Legal options will vary for workers injured in Formosa fire

Jessica Priest By Jessica Priest

May 3, 2013 at 12:03 a.m.
Updated May 4, 2013 at 12:04 a.m.

Workers burned in a flash fire at Formosa Plastics plant Thursday may take months to heal, but the wheels of justice are already turning.

At least two families affected have sought legal advice, said Chuck Cole, a Victoria personal injury attorney.

However, how much money they can lay claim to will depend on avariety of factors, such as what caused the fire and who they work for, he said.

Formosa voluntarily subscribes to the Workers Compensation Act, according to the Texas Department of Insurances' database.

The plant has a policy with Indemnity Insurance Company of North America.

Workers compensation pays medical and income benefits to employees injured on the job.

It also sometimes protects employers from lawsuits brought on by injured workers.

Workers compensation can be expensive, especially if a company has a lot of accidents.

"It's based off your safety rating," Cole said. "That's why you see companies like Formosa and Invista really anxious to have injury-free days."

At least five of the 14 injured work for a Formosa subcontractor called Palacios Marine & Industrial.

It was unclear Friday whether Palacios Marine & Industrial subscribes to the Workers Compensation Act as well. If the contractor has the coverage, their benefits could provide Formosa an additional shield against legal action, Cole said.

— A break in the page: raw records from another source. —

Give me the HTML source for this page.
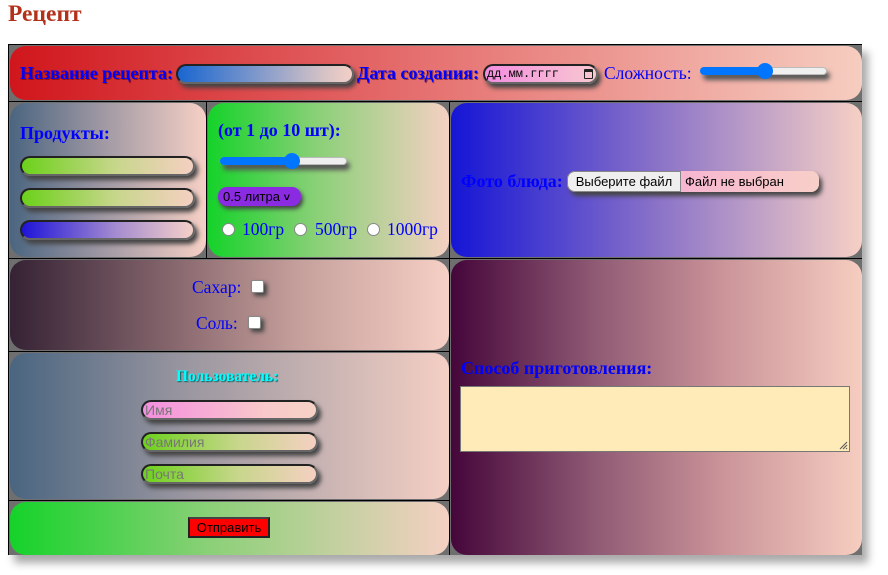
<!DOCTYPE html>
<html><head><meta charset="utf-8">
<style>
*{box-sizing:border-box;margin:0;padding:0}
body{width:888px;height:575px;background:#fff;position:relative;font-family:"Liberation Serif",serif;overflow:hidden}
.a{position:absolute}
h1{position:absolute;left:8px;top:1px;font-size:23.5px;font-weight:bold;color:#b3301a;}
.tbl{position:absolute;left:8px;top:44px;width:854px;height:511px;border:1px solid #000;background:#777;box-shadow:6px 8px 8px #aaa}
.cell{position:absolute;border-right:1px solid #000;border-bottom:1px solid #000;background:#6f6f6f}
.in{position:absolute;left:1px;top:1px;right:0;bottom:1px;border-radius:16px}
.lb{position:absolute;font-weight:bold;color:#00f;font-size:18px;white-space:nowrap}
.tx{position:absolute;color:#00f;font-size:17.5px;white-space:nowrap}
.pill{position:absolute;height:20px;border-radius:10px;border:2px solid #222;border-right-color:#666;border-bottom-color:#666;box-shadow:3px 4px 5px #444}
.ph{position:absolute;left:2px;top:0;font-family:"Liberation Sans",sans-serif;font-size:14px;color:#777;line-height:16px}
.sl{position:absolute;height:8px;border-radius:4px;background:#efefef;border:1px solid #bbb;box-shadow:3px 5px 5px #555}
.sl i{position:absolute;left:-1px;top:-1px;height:8px;border-radius:4px;background:#0075ff}
.sl b{position:absolute;width:16px;height:16px;border-radius:50%;background:#0075ff;top:-5px}
.rad{position:absolute;width:13px;height:13px;border-radius:50%;background:#fff;border:1px solid #888}
.cb{position:absolute;width:13px;height:13px;border-radius:2px;background:#fff;border:1px solid #888;box-shadow:3px 3px 4px #444}
</style></head><body>
<h1>Рецепт</h1>
<div class="tbl">
 <div class="cell" style="left:0;top:0;width:853px;height:57px;border-right:none">
  <div class="in" style="background:linear-gradient(90deg,#d0161c,#e46a6a 45%,#f6cdc0)"></div>
 </div>
 <div class="cell" style="left:0;top:57px;width:198px;height:157px">
  <div class="in" style="background:linear-gradient(90deg,#4b6580,#9c96a2 45%,#f6d0c5)"></div>
 </div>
 <div class="cell" style="left:198px;top:57px;width:243px;height:157px">
  <div class="in" style="background:linear-gradient(90deg,#15d22a,#8ad077 45%,#f5d0c3)"></div>
 </div>
 <div class="cell" style="left:441px;top:57px;width:412px;height:157px;border-right:none">
  <div class="in" style="background:linear-gradient(90deg,#1515d5,#8a72c8 50%,#f6d0c5)"></div>
 </div>
 <div class="cell" style="left:0;top:214px;width:441px;height:93px">
  <div class="in" style="background:linear-gradient(90deg,#352234,#8d6c72 40%,#c49e9a 65%,#f6d0c5)"></div>
 </div>
 <div class="cell" style="left:0;top:307px;width:441px;height:149px">
  <div class="in" style="background:linear-gradient(90deg,#4a6580,#9a96a0 40%,#f4cfc4)"></div>
 </div>
 <div class="cell" style="left:0;top:456px;width:441px;height:54px;border-bottom:none">
  <div class="in" style="bottom:0;background:linear-gradient(90deg,#15d22a,#8ad077 45%,#f5d0c3)"></div>
 </div>
 <div class="cell" style="left:441px;top:214px;width:412px;height:296px;border-right:none;border-bottom:none">
  <div class="in" style="bottom:0;background:linear-gradient(90deg,#45063a,#8f5a74 35%,#c99298 65%,#f6cdc0)"></div>
 </div>
</div>

<div class="lb" style="left:20px;top:63px;text-shadow:1px 1px 0 rgba(80,0,0,.5)">Название рецепта:</div>
<div class="pill" style="left:176px;top:64px;width:178px;background:linear-gradient(90deg,#1a66d0,#d8c4c6 85%,#f3cfc7)"></div>
<div class="lb" style="left:357px;top:63px;text-shadow:1px 1px 0 rgba(80,0,0,.5)">Дата создания:</div>
<div class="pill" style="left:483px;top:64px;width:115px;background:linear-gradient(90deg,#f38ee0,#f8c8d0)"><span style="position:absolute;left:2px;top:0;font-family:'Liberation Mono',monospace;font-size:12px;line-height:16px;color:#000">дд.мм.гггг</span><span style="position:absolute;right:3px;top:3px;width:9px;height:10px;border:1.5px solid #222;border-top-width:3px;border-radius:1px"></span></div>
<div class="tx" style="left:604px;top:63px">Сложность:</div>
<div class="sl" style="left:700px;top:67px;width:127px"><i style="width:66px"></i><b style="left:56px"></b></div>

<div class="lb" style="left:20px;top:123px">Продукты:</div>
<div class="pill" style="left:20px;top:156px;width:175px;background:linear-gradient(90deg,#6cd11a,#c8d68c 55%,#f5d0c2)"></div>
<div class="pill" style="left:20px;top:188px;width:175px;background:linear-gradient(90deg,#6cd11a,#c8d68c 55%,#f5d0c2)"></div>
<div class="pill" style="left:20px;top:220px;width:175px;background:linear-gradient(90deg,#1e14d8,#a58cd0 55%,#f5d0c8)"></div>

<div class="lb" style="left:218px;top:120px">(от 1 до 10 шт):</div>
<div class="sl" style="left:220px;top:157px;width:127px"><i style="width:72px"></i><b style="left:63px"></b></div>
<div class="a" style="left:218px;top:187px;width:83px;height:19px;border-radius:9px;background:#8a2be2;box-shadow:2px 3px 4px #444;font-family:'Liberation Sans',sans-serif;font-size:13px;line-height:19px;padding-left:5px;color:#000">0.5 литра <span style="font-size:11px;font-weight:bold">&#709;</span></div>
<div class="rad" style="left:222px;top:223px"></div><div class="tx" style="left:242px;top:219px">100гр</div>
<div class="rad" style="left:294px;top:223px"></div><div class="tx" style="left:315px;top:219px">500гр</div>
<div class="rad" style="left:367px;top:223px"></div><div class="tx" style="left:387px;top:219px">1000гр</div>

<div class="lb" style="left:461px;top:171px">Фото блюда:</div>
<div class="a" style="left:567px;top:171px;width:252px;height:21px;border-radius:8px;background:linear-gradient(90deg,#f6a0d8,#f8cfc8);box-shadow:3px 4px 5px #444;font-family:'Liberation Sans',sans-serif;font-size:13px;line-height:21px;color:#000"><span style="position:absolute;left:0;top:0;width:114px;height:21px;background:#efefef;border:1px solid #888;border-radius:8px 0 0 8px;text-align:center;line-height:19px">Выберите файл</span><span style="position:absolute;left:118px">Файл не выбран</span></div>

<div class="tx" style="left:192px;top:277px">Сахар:</div><div class="cb" style="left:251px;top:280px"></div>
<div class="tx" style="left:196px;top:313px">Соль:</div><div class="cb" style="left:248px;top:316px"></div>

<div class="lb" style="left:176px;top:368px;color:#0ff;font-size:15.5px;text-shadow:1px 1px 1px #066">Пользователь:</div>
<div class="pill" style="left:141px;top:400px;width:177px;background:linear-gradient(90deg,#f58ee0,#f8c8ca 70%,#f6d2c6)"><span class="ph">Имя</span></div>
<div class="pill" style="left:141px;top:432px;width:177px;background:linear-gradient(90deg,#6cd11a,#c8d68c 55%,#f5d0c2)"><span class="ph">Фамилия</span></div>
<div class="pill" style="left:141px;top:464px;width:177px;background:linear-gradient(90deg,#6cd11a,#c8d68c 55%,#f5d0c2)"><span class="ph">Почта</span></div>

<div class="a" style="left:188px;top:517px;width:82px;height:21px;background:#f00;border:2px solid #222;border-top-color:#444;font-family:'Liberation Sans',sans-serif;font-size:13px;line-height:17px;text-align:center;color:#000">Отправить</div>

<div class="lb" style="left:461px;top:358px">Способ приготовления:</div>
<div class="a" style="left:460px;top:386px;width:390px;height:66px;background:#ffebb8;border:1px solid #777"><svg style="position:absolute;right:1px;bottom:1px" width="9" height="9"><path d="M8 1L1 8M8 4L4 8M8 7L7 8" stroke="#555" stroke-width="1"/></svg></div>
</body></html>
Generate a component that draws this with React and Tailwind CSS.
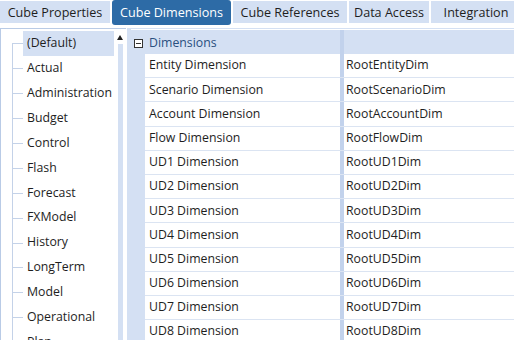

Generally though, contractors have more legal rights than employees. And what can be obtained via workers compensation is severely limited, said John Griffin, a Victoria civil attorney.

Griffin is one of a handful of attorneys that the Calhoun County District Clerk's Office shows is representing at least 20 people who in December 2006 sued Formosa Plastics Corp., a contractor named Fernando Rivero and Rivero's employer, HP Services, after an explosion in the same plant Oct. 6, 2005.

The explosion happened after the trailer Rivero was driving caught on a protruding valve that released flammable gas. The fire burned for five days.

They alleged the defendants were negligent because they failed to provide physically marked, specific travel routes throughout the plant, failed to institute and enforce an adequate safety program and failed to come up with a way to isolate hazardous materials in case of releases, among other things, according to the original petition.

Overall, Griffin stressed Thursday's fire is a different event, with different circumstances.

"Our goal, as anyone's goal should be, is to find out the truth," he said. "What caused this tragedy? What measures could have prevented it?"